Padri e figli
Capita che i figli siano la maledizione dei padri. A mia memoria non è mai capitato il contrario. Bisogna andare agli anni cinquanta per ricordare un caso che travolse la carriera politica di un personaggio di primo piano della Dc. Si chiamava Attilio Piccioni ed era stato a lungo ministro dei governi centristi e anche presidente incaricato di formare un governo dopo le elezioni, quelle che bocciarono la legge truffa, del 1953. Nel marzo dello stesso anno una giovane donna venne ritrovata cadavere sul lungomare di Torvaianica. Si chiamava Wilma Montesi e sulla morte venne coinvolto l’anno dopo anche il figlio di Piccioni, Piero, musicista, che poi sarà definitivamente scagionato. Qualcun pensò anche ad un complotto ordito in casa Dc per eliminare Attilio Piccioni dalla corsa alla successione di De Gasperi, morto proprio nel 1954. Fatto sta che Piccioni, a seguito di quella dolorosa vicenda, fu costretto ad appartarsi e di fatto ad uscire dalla scena politica. Tornò al governo solo nel 1960.
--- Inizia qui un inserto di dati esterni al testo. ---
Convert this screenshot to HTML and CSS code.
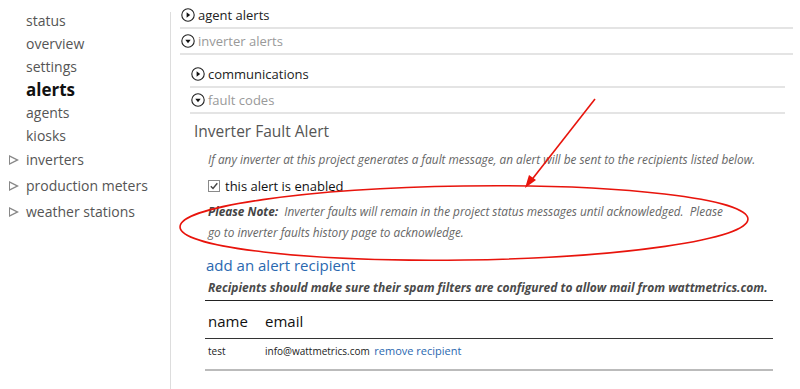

Molto più tardi il potente ed eretico democristiano Carlo Donat Cattin scopri di avere un figlio terrorista. Si chiamava Marco e aveva aderito a Prima linea, macchiandosi di diversi atti di sangue. Al padre, ministro del lavoro del governo Cossiga, lo confidò direttamente il presidente, avvisato dai Servizi, e Carlo scoppiò in lacrime. Si dimise da ogni incarico di governo e da ogni funzione politica. Sul suo caso, perché accusato di avere favorito la fuga di Marco in Francia, il Pci di Berlinguer chiese l’impeachment di Cossiga in Parlameto. Donat Cattin sarà recuperato solo nel 1986 da Bettino Craxi come ministro del lavoro.
Che dire mai del Trota? Difficilmente capita che un soprannome spregiativo venga dato senza averne consapevolezza dallo stesso interessato. Fu proprio Umberto Bossi a definirlo così a chi gli aveva chiesto se fosse il suo delfino. Il Trota ne combinò di ogni colore. Con lui il segretario amministrativo della Lega che con soldi pubblici era addetto ai suoi vizi privati, compresa una misteriosa laurea in Albania. Il Trota fu costretto a dimettersi da consigliere regionale lombardo e a lasciare la politica. Il padre venne messo sotto nella Lega e definitamente accantonato, col suo cerchio magico, da Maroni e Salvini. Per un figlio Trota il senatore perse la cappa.
Più recente il caso di Maurizio Lupi, ministro delle Infrastrutture del governo Renzi. Il suo difetto era quello di avere un figlio ingegnere. Lo presentò ad Ettore Incalza, il mega dirigente del ministero, per apprendere il mestiere. Poi il resto, fino al Rolex regalato. Lupi, sollecitato dal presidente del Consiglio, che non lo difese, fu indotto a rassegnare le dimissioni. Poi il caso Boschi. Le colpe di un padre non possono ricadere sui figli, quelli dei figli sì. Ribadisco la convinzione che né le une né le altre siano trasferibili e che bene abbia fatto la Camera a negare il voto alla mozione di sfiducia alla ministra. Restano i fatti. E dinanzi a noi i diversi atteggiamenti adottati. E che i figli siano da ricondurre ai padri, non solo geneticamente ma anche politicamente.